• [Written task]
Copy out the whole listing exactly as written, leaving the pictures behind.
# Start of Dataset excerpt
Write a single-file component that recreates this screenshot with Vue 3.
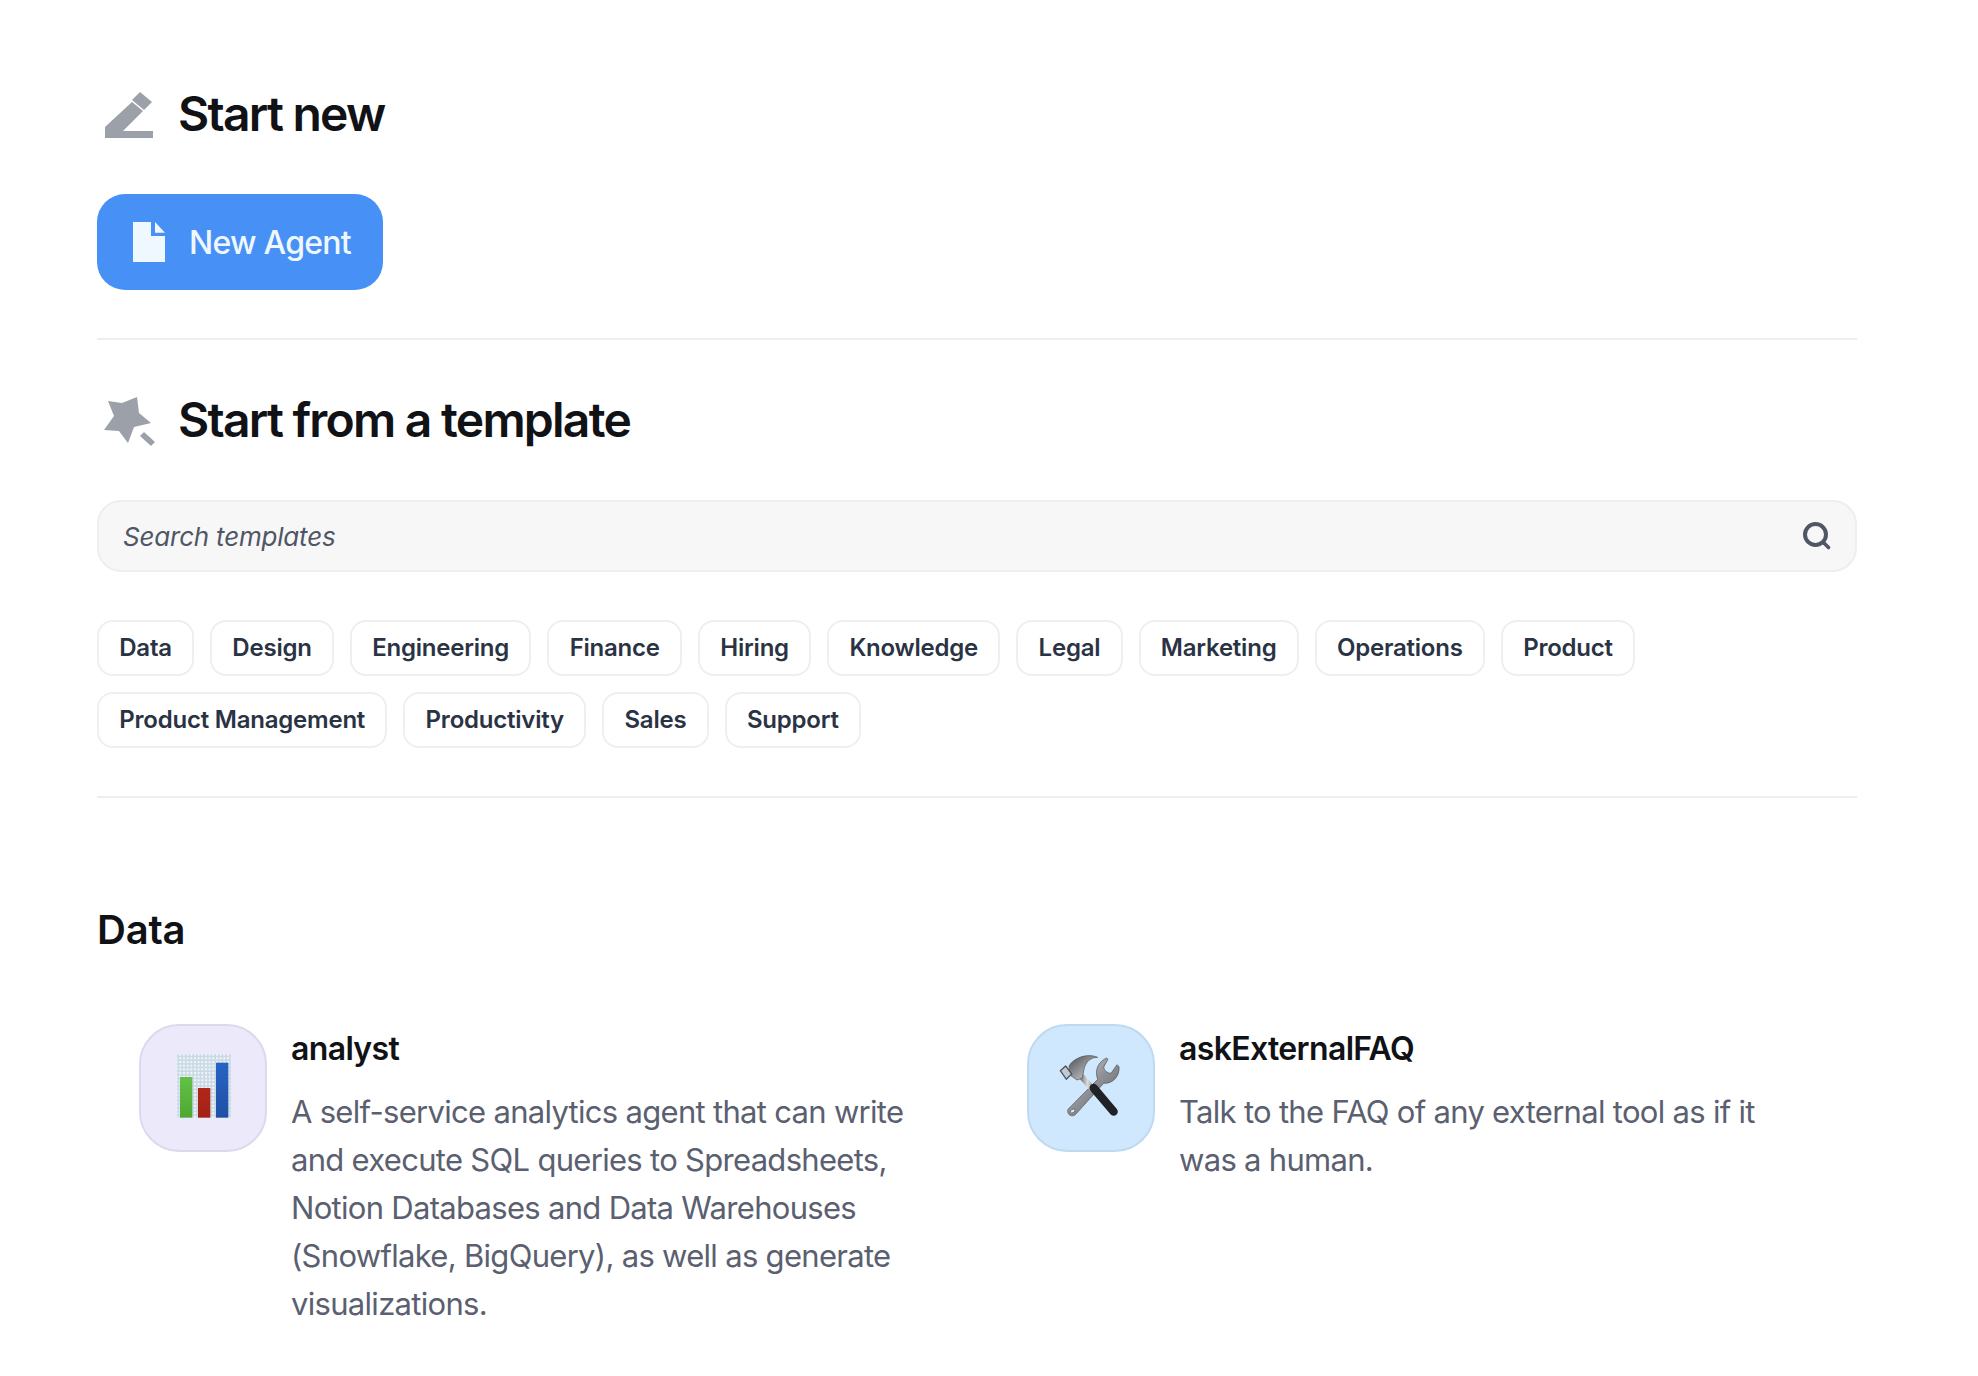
<script setup>
const chips = ['Data','Design','Engineering','Finance','Hiring','Knowledge','Legal','Marketing','Operations','Product','Product Management','Productivity','Sales','Support']
const cards = [
  { name: 'analyst', bg: 'purple', kind: 'chart', desc: 'A self-service analytics agent that can write and execute SQL queries to Spreadsheets, Notion Databases and Data Warehouses (Snowflake, BigQuery), as well as generate visualizations.' },
  { name: 'askExternalFAQ', bg: 'blue', kind: 'tools', desc: 'Talk to the FAQ of any external tool as if it was a human.' }
]
</script>

<template>
  <main class="page">
    <section class="section first">
      <div class="heading">
        <svg class="hicon" viewBox="0 0 48 48"><path fill="#9ca0a8" d="M0 48V37L27 12l11 9-20 20h30v7z"/><path fill="#9ca0a8" d="M35 2l12 10-8 8-12-10z"/></svg>
        <h2>Start new</h2>
      </div>
      <button class="cta">
        <svg class="doc" viewBox="0 0 32 40"><path fill="#eff8ff" d="M0 0h18v14h14v26H0z"/><path fill="#eff8ff" d="M22 0l10 10.7H22z"/></svg>
        <span>New Agent</span>
      </button>
    </section>

    <section class="section second">
      <div class="heading">
        <svg class="hicon" viewBox="0 0 48 48"><path fill="#9ca0a8" d="M3 5l14 2 15-6 2 16 12 10-17 4-6 16-9-12-15-1 10-14z"/><path fill="#9ca0a8" d="M35 40l4-4 11 10-4 4z"/></svg>
        <h2>Start from a template</h2>
      </div>
      <div class="search">
        <span>Search templates</span>
        <svg viewBox="0 0 28 28" class="mag"><circle cx="12.5" cy="12.5" r="10.5" fill="none" stroke="#4f5666" stroke-width="4"/><path d="M21 21l4.5 4.5" stroke="#4f5666" stroke-width="3.6" stroke-linecap="round"/></svg>
      </div>
      <div class="chips">
        <button v-for="c in chips" :key="c" class="chip">{{ c }}</button>
      </div>
    </section>

    <section class="data">
      <h3>Data</h3>
      <div class="cards">
        <article v-for="card in cards" :key="card.name" class="card">
          <div class="avatar" :class="card.bg">
            <svg v-if="card.kind === 'chart'" class="emoji chart" viewBox="0 0 192 216">
              <defs>
                <pattern id="grid" width="11" height="11" patternUnits="userSpaceOnUse">
                  <rect width="11" height="11" fill="#c9d9e6"/>
                  <rect x="0" y="0" width="6" height="6" fill="#f3f6fa"/>
                </pattern>
                <linearGradient id="g1" x1="0" y1="0" x2="0" y2="1"><stop offset="0" stop-color="#62c146"/><stop offset="1" stop-color="#4fa732"/></linearGradient>
                <linearGradient id="g2" x1="0" y1="0" x2="0" y2="1"><stop offset="0" stop-color="#b3261a"/><stop offset="1" stop-color="#a32116"/></linearGradient>
                <linearGradient id="g3" x1="0" y1="0" x2="0" y2="1"><stop offset="0" stop-color="#2864c4"/><stop offset="1" stop-color="#1f4fa5"/></linearGradient>
              </defs>
              <rect x="15" y="12" width="162" height="191" fill="url(#grid)"/>
              <rect x="24" y="81" width="37" height="122" fill="url(#g1)"/>
              <rect x="78" y="114" width="37" height="89" fill="url(#g2)"/>
              <rect x="132" y="38" width="37" height="165" fill="url(#g3)"/>
            </svg>
            <svg v-else class="emoji" viewBox="0 0 216 216">
              <defs>
                <linearGradient id="steel" x1="0" y1="0" x2="1" y2="1"><stop offset="0" stop-color="#d8d9dc"/><stop offset=".5" stop-color="#8d8f94"/><stop offset="1" stop-color="#5e6066"/></linearGradient>
                <linearGradient id="steel2" x1="0" y1="0" x2="1" y2="0"><stop offset="0" stop-color="#7a7c81"/><stop offset=".5" stop-color="#dcdde0"/><stop offset="1" stop-color="#7a7c81"/></linearGradient>
                <linearGradient id="hammer" x1="0" y1="0" x2="1" y2="1"><stop offset="0" stop-color="#4d4e53"/><stop offset=".45" stop-color="#8e8f93"/><stop offset="1" stop-color="#e4e1da"/></linearGradient>
              </defs>
              <path d="M128 88 C118 60 130 35 155 24 L159 28 L146 51 C148 63 156 69 168 70 L186 44 L192 50 C195 76 175 102 146 100 L62 193 C52 203 34 195 39 178 Z" fill="url(#steel)" stroke="#4c4e53" stroke-width="2"/>
              <ellipse cx="53" cy="183" rx="8" ry="5" transform="rotate(-30 53 183)" fill="#dbe9f6" stroke="#4c4e53" stroke-width="2"/>
              <path d="M78 78 L118 122" stroke="url(#steel2)" stroke-width="18"/>
              <path d="M116 114 L176 185" stroke="#202226" stroke-width="25" stroke-linecap="round"/>
              <path d="M42 48 C56 24 96 8 128 22 C108 22 92 34 87 58 L82 84 L66 90 L46 76Z" fill="url(#hammer)" stroke="#4c4e53" stroke-width="2"/>
              <path d="M16 62 L32 48 L50 72 L34 88Z" fill="#c4cad1" stroke="#505359" stroke-width="4"/>
            </svg>
          </div>
          <div class="body">
            <h4>{{ card.name }}</h4>
            <p>{{ card.desc }}</p>
          </div>
        </article>
      </div>
    </section>
  </main>
</template>

<style scoped>
.page {
  width: 1760px;
  margin-left: 97px;
  padding-top: 84px;
  font-family: Inter, "Liberation Sans", sans-serif;
  color: #111216;
}
.section { border-bottom: 2px solid #eceef0; }
.first { height: 254px; }
.second { padding-top: 50px; height: 406px; }
.heading { display: flex; align-items: center; gap: 25px; height: 60px; }
.hicon { width: 48px; height: 48px; margin-left: 8px; overflow: visible; flex: none; }
h2 { margin: 0; font-size: 48px; line-height: 60px; font-weight: 600; letter-spacing: -1.75px; }
.cta {
  display: flex; align-items: center; gap: 24px;
  margin-top: 50px; height: 96px; width: 286px; padding: 0 0 0 36px;
  background: #4790f6; border: 0; border-radius: 28px;
  color: #eff8ff; font: 500 32px Inter, sans-serif; letter-spacing: -0.75px;
}
.doc { width: 32px; height: 40px; flex: none; }
.search {
  display: flex; align-items: center; justify-content: space-between;
  box-sizing: border-box; height: 72px; margin-top: 50px; padding: 0 24px 0 24px;
  background: #f7f7f8; border: 2px solid #eeeef0; border-radius: 24px;
  color: #4f5666; font-size: 26px; font-style: italic; letter-spacing: -0.2px;
}
.mag { width: 28px; height: 28px; overflow: visible; }
.chips { display: flex; flex-wrap: wrap; gap: 16px; margin-top: 48px; }
.chip {
  height: 56px; padding: 0 20.25px 1px; background: #fff;
  border: 2px solid #eeeff0; border-radius: 16px;
  color: #2a3344; font: 600 24px Inter, sans-serif; letter-spacing: -0.22px;
}
.data { padding-top: 108px; }
h3 { margin: 0; font-size: 40px; line-height: 48px; font-weight: 600; letter-spacing: -0.2px; }
.cards { display: grid; grid-template-columns: 888px 1fr; margin-top: 70px; padding-left: 42px; }
.card { display: flex; gap: 24px; }
.avatar {
  box-sizing: border-box; width: 128px; height: 128px; flex: none; border-radius: 40px;
  display: flex; align-items: center; justify-content: center; border: 2px solid;
}
.purple { background: #ece9fb; border-color: #dcd9ec; }
.blue { background: #cfe8fd; border-color: #bfd9ee; }
.emoji { width: 72px; height: 72px; margin-top: -4px; flex: none; }
.chart { width: 64px; margin-left: 2px; }
.body { width: 632px; margin-top: 1px; }
h4 { margin: 0 0 15px; font-size: 32px; line-height: 48px; font-weight: 600; letter-spacing: -0.65px; }
p { margin: 0; font-size: 31px; line-height: 48px; color: #5a6070; letter-spacing: -0.7px; }
</style>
# End of Dataset excerpt
• [Task result]
Write a single-file component that recreates this screenshot with Vue 3.
<script setup>
const chips = ['Data','Design','Engineering','Finance','Hiring','Knowledge','Legal','Marketing','Operations','Product','Product Management','Productivity','Sales','Support']
const cards = [
  { name: 'analyst', bg: 'purple', kind: 'chart', desc: 'A self-service analytics agent that can write and execute SQL queries to Spreadsheets, Notion Databases and Data Warehouses (Snowflake, BigQuery), as well as generate visualizations.' },
  { name: 'askExternalFAQ', bg: 'blue', kind: 'tools', desc: 'Talk to the FAQ of any external tool as if it was a human.' }
]
</script>

<template>
  <main class="page">
    <section class="section first">
      <div class="heading">
        <svg class="hicon" viewBox="0 0 48 48"><path fill="#9ca0a8" d="M0 48V37L27 12l11 9-20 20h30v7z"/><path fill="#9ca0a8" d="M35 2l12 10-8 8-12-10z"/></svg>
        <h2>Start new</h2>
      </div>
      <button class="cta">
        <svg class="doc" viewBox="0 0 32 40"><path fill="#eff8ff" d="M0 0h18v14h14v26H0z"/><path fill="#eff8ff" d="M22 0l10 10.7H22z"/></svg>
        <span>New Agent</span>
      </button>
    </section>

    <section class="section second">
      <div class="heading">
        <svg class="hicon" viewBox="0 0 48 48"><path fill="#9ca0a8" d="M3 5l14 2 15-6 2 16 12 10-17 4-6 16-9-12-15-1 10-14z"/><path fill="#9ca0a8" d="M35 40l4-4 11 10-4 4z"/></svg>
        <h2>Start from a template</h2>
      </div>
      <div class="search">
        <span>Search templates</span>
        <svg viewBox="0 0 28 28" class="mag"><circle cx="12.5" cy="12.5" r="10.5" fill="none" stroke="#4f5666" stroke-width="4"/><path d="M21 21l4.5 4.5" stroke="#4f5666" stroke-width="3.6" stroke-linecap="round"/></svg>
      </div>
      <div class="chips">
        <button v-for="c in chips" :key="c" class="chip">{{ c }}</button>
      </div>
    </section>

    <section class="data">
      <h3>Data</h3>
      <div class="cards">
        <article v-for="card in cards" :key="card.name" class="card">
          <div class="avatar" :class="card.bg">
            <svg v-if="card.kind === 'chart'" class="emoji chart" viewBox="0 0 192 216">
              <defs>
                <pattern id="grid" width="11" height="11" patternUnits="userSpaceOnUse">
                  <rect width="11" height="11" fill="#c9d9e6"/>
                  <rect x="0" y="0" width="6" height="6" fill="#f3f6fa"/>
                </pattern>
                <linearGradient id="g1" x1="0" y1="0" x2="0" y2="1"><stop offset="0" stop-color="#62c146"/><stop offset="1" stop-color="#4fa732"/></linearGradient>
                <linearGradient id="g2" x1="0" y1="0" x2="0" y2="1"><stop offset="0" stop-color="#b3261a"/><stop offset="1" stop-color="#a32116"/></linearGradient>
                <linearGradient id="g3" x1="0" y1="0" x2="0" y2="1"><stop offset="0" stop-color="#2864c4"/><stop offset="1" stop-color="#1f4fa5"/></linearGradient>
              </defs>
              <rect x="15" y="12" width="162" height="191" fill="url(#grid)"/>
              <rect x="24" y="81" width="37" height="122" fill="url(#g1)"/>
              <rect x="78" y="114" width="37" height="89" fill="url(#g2)"/>
              <rect x="132" y="38" width="37" height="165" fill="url(#g3)"/>
            </svg>
            <svg v-else class="emoji" viewBox="0 0 216 216">
              <defs>
                <linearGradient id="steel" x1="0" y1="0" x2="1" y2="1"><stop offset="0" stop-color="#d8d9dc"/><stop offset=".5" stop-color="#8d8f94"/><stop offset="1" stop-color="#5e6066"/></linearGradient>
                <linearGradient id="steel2" x1="0" y1="0" x2="1" y2="0"><stop offset="0" stop-color="#7a7c81"/><stop offset=".5" stop-color="#dcdde0"/><stop offset="1" stop-color="#7a7c81"/></linearGradient>
                <linearGradient id="hammer" x1="0" y1="0" x2="1" y2="1"><stop offset="0" stop-color="#4d4e53"/><stop offset=".45" stop-color="#8e8f93"/><stop offset="1" stop-color="#e4e1da"/></linearGradient>
              </defs>
              <path d="M128 88 C118 60 130 35 155 24 L159 28 L146 51 C148 63 156 69 168 70 L186 44 L192 50 C195 76 175 102 146 100 L62 193 C52 203 34 195 39 178 Z" fill="url(#steel)" stroke="#4c4e53" stroke-width="2"/>
              <ellipse cx="53" cy="183" rx="8" ry="5" transform="rotate(-30 53 183)" fill="#dbe9f6" stroke="#4c4e53" stroke-width="2"/>
              <path d="M78 78 L118 122" stroke="url(#steel2)" stroke-width="18"/>
              <path d="M116 114 L176 185" stroke="#202226" stroke-width="25" stroke-linecap="round"/>
              <path d="M42 48 C56 24 96 8 128 22 C108 22 92 34 87 58 L82 84 L66 90 L46 76Z" fill="url(#hammer)" stroke="#4c4e53" stroke-width="2"/>
              <path d="M16 62 L32 48 L50 72 L34 88Z" fill="#c4cad1" stroke="#505359" stroke-width="4"/>
            </svg>
          </div>
          <div class="body">
            <h4>{{ card.name }}</h4>
            <p>{{ card.desc }}</p>
          </div>
        </article>
      </div>
    </section>
  </main>
</template>

<style scoped>
.page {
  width: 1760px;
  margin-left: 97px;
  padding-top: 84px;
  font-family: Inter, "Liberation Sans", sans-serif;
  color: #111216;
}
.section { border-bottom: 2px solid #eceef0; }
.first { height: 254px; }
.second { padding-top: 50px; height: 406px; }
.heading { display: flex; align-items: center; gap: 25px; height: 60px; }
.hicon { width: 48px; height: 48px; margin-left: 8px; overflow: visible; flex: none; }
h2 { margin: 0; font-size: 48px; line-height: 60px; font-weight: 600; letter-spacing: -1.75px; }
.cta {
  display: flex; align-items: center; gap: 24px;
  margin-top: 50px; height: 96px; width: 286px; padding: 0 0 0 36px;
  background: #4790f6; border: 0; border-radius: 28px;
  color: #eff8ff; font: 500 32px Inter, sans-serif; letter-spacing: -0.75px;
}
.doc { width: 32px; height: 40px; flex: none; }
.search {
  display: flex; align-items: center; justify-content: space-between;
  box-sizing: border-box; height: 72px; margin-top: 50px; padding: 0 24px 0 24px;
  background: #f7f7f8; border: 2px solid #eeeef0; border-radius: 24px;
  color: #4f5666; font-size: 26px; font-style: italic; letter-spacing: -0.2px;
}
.mag { width: 28px; height: 28px; overflow: visible; }
.chips { display: flex; flex-wrap: wrap; gap: 16px; margin-top: 48px; }
.chip {
  height: 56px; padding: 0 20.25px 1px; background: #fff;
  border: 2px solid #eeeff0; border-radius: 16px;
  color: #2a3344; font: 600 24px Inter, sans-serif; letter-spacing: -0.22px;
}
.data { padding-top: 108px; }
h3 { margin: 0; font-size: 40px; line-height: 48px; font-weight: 600; letter-spacing: -0.2px; }
.cards { display: grid; grid-template-columns: 888px 1fr; margin-top: 70px; padding-left: 42px; }
.card { display: flex; gap: 24px; }
.avatar {
  box-sizing: border-box; width: 128px; height: 128px; flex: none; border-radius: 40px;
  display: flex; align-items: center; justify-content: center; border: 2px solid;
}
.purple { background: #ece9fb; border-color: #dcd9ec; }
.blue { background: #cfe8fd; border-color: #bfd9ee; }
.emoji { width: 72px; height: 72px; margin-top: -4px; flex: none; }
.chart { width: 64px; margin-left: 2px; }
.body { width: 632px; margin-top: 1px; }
h4 { margin: 0 0 15px; font-size: 32px; line-height: 48px; font-weight: 600; letter-spacing: -0.65px; }
p { margin: 0; font-size: 31px; line-height: 48px; color: #5a6070; letter-spacing: -0.7px; }
</style>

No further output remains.